# Problem
Lines that hold the word "styles" should be located and copied.

# Source data
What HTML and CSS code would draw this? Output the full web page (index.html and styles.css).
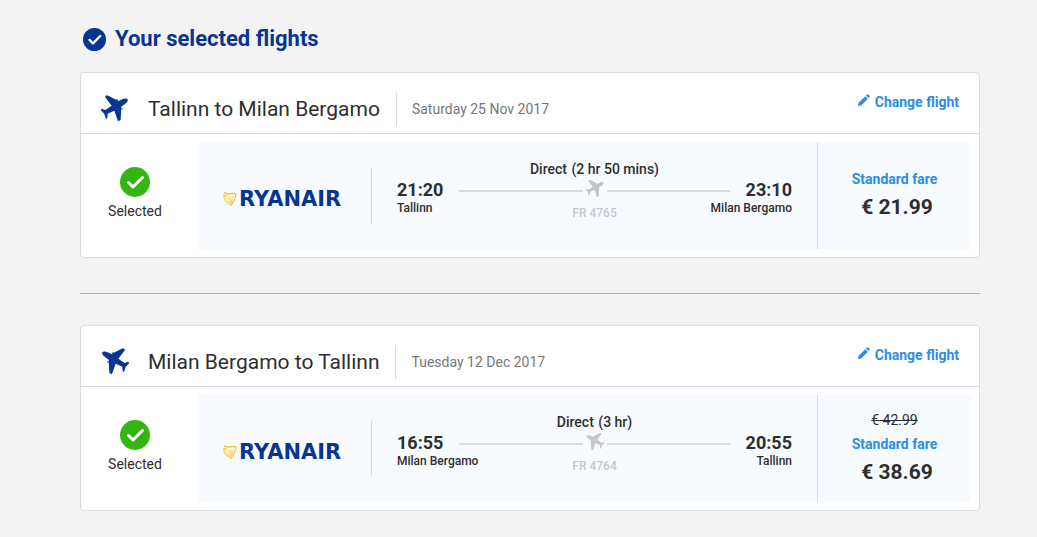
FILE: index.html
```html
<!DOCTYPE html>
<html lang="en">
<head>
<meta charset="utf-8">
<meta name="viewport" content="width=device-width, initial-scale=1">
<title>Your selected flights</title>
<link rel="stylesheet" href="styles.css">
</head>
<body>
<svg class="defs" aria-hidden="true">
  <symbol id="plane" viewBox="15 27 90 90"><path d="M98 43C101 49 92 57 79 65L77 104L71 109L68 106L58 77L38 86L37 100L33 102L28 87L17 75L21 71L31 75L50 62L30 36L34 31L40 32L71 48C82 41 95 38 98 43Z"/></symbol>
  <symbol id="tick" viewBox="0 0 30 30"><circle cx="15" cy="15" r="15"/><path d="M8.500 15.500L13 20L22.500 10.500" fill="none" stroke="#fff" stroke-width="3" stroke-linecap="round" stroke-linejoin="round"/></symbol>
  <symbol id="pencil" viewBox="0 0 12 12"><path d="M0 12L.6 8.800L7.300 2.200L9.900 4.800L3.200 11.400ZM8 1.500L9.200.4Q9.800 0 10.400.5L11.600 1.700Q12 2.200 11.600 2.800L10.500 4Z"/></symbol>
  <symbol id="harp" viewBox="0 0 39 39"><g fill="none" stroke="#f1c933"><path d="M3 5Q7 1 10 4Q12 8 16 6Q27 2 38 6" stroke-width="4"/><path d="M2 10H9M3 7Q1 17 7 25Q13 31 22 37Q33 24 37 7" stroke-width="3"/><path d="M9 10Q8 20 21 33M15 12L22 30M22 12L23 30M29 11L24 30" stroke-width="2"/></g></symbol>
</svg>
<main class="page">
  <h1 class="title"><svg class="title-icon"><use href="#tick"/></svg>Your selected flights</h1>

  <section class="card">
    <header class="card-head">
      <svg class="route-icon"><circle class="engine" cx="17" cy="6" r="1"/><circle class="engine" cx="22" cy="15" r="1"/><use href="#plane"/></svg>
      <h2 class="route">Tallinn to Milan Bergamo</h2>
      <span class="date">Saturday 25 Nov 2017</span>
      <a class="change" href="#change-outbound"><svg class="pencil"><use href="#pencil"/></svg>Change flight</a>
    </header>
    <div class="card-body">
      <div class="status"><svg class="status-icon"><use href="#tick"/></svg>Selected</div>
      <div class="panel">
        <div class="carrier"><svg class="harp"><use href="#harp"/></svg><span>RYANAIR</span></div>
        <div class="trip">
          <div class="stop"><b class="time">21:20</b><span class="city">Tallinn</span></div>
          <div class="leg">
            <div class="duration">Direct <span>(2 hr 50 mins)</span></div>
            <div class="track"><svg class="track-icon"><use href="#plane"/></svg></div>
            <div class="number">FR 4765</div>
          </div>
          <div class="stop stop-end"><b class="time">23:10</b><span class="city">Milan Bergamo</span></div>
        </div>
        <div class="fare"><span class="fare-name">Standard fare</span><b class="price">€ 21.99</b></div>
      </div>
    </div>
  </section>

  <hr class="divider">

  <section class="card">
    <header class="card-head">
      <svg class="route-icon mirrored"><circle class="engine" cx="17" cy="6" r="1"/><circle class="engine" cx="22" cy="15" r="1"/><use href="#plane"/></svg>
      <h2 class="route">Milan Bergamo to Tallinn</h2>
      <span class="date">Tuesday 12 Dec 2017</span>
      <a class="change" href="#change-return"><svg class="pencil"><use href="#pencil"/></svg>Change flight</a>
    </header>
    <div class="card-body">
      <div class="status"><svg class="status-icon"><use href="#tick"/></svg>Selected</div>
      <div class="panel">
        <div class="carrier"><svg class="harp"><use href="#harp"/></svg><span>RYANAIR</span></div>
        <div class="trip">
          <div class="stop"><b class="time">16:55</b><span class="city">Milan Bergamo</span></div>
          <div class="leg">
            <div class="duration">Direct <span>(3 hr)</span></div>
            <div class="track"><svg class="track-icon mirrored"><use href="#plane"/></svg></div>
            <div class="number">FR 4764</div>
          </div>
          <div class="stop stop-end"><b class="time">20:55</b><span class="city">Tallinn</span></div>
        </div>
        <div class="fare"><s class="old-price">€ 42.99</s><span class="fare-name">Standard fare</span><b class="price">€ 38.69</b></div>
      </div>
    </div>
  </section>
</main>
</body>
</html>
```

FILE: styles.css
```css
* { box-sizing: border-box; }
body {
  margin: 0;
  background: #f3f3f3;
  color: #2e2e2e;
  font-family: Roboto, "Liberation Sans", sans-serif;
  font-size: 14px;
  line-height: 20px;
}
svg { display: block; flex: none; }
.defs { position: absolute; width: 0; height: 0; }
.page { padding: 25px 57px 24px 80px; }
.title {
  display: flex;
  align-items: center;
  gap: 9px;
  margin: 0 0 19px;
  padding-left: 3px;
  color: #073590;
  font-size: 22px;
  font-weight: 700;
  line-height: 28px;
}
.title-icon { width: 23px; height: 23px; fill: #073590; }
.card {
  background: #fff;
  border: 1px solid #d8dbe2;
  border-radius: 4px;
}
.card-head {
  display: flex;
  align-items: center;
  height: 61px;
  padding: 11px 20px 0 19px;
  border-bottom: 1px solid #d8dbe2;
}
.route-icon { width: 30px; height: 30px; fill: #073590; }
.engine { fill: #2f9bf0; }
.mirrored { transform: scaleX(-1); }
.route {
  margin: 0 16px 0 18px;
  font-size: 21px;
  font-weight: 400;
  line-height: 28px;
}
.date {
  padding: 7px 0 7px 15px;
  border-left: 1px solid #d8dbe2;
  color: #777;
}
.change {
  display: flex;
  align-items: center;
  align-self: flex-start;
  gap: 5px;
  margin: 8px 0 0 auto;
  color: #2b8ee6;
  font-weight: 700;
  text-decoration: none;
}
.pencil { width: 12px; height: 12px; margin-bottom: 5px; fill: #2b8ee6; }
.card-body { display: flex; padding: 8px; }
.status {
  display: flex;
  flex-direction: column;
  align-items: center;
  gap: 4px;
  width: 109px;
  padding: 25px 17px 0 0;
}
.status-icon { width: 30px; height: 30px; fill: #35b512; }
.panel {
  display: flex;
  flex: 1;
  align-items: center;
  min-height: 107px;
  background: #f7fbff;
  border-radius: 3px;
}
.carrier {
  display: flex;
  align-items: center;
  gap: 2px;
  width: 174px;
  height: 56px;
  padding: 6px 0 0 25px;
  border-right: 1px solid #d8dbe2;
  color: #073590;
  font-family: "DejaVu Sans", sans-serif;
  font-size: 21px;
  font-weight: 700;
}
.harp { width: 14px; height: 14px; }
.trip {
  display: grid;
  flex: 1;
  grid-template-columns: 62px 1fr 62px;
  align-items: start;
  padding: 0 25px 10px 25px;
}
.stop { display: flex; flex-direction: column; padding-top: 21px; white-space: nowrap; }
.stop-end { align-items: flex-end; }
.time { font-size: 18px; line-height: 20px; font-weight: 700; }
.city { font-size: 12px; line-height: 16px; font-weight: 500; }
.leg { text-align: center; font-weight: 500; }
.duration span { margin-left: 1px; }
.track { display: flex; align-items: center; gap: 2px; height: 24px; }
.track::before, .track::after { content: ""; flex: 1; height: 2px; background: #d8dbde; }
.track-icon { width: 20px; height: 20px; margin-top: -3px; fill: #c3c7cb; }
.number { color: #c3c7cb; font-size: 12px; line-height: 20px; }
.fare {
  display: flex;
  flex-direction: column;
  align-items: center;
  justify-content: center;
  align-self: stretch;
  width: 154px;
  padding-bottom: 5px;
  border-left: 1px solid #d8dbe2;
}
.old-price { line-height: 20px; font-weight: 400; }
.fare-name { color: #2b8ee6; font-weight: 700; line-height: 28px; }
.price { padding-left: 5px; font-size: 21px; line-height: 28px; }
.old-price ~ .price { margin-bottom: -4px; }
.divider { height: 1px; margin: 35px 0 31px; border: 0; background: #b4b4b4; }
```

* * *

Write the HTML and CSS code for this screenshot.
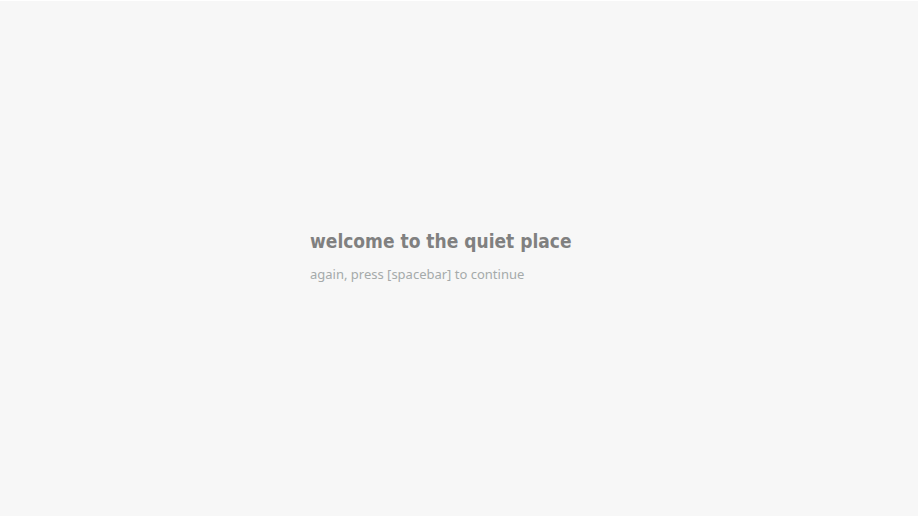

# Output
What HTML and CSS code would draw this? Output the full web page (index.html and styles.css).
<link rel="stylesheet" href="styles.css">
FILE: styles.css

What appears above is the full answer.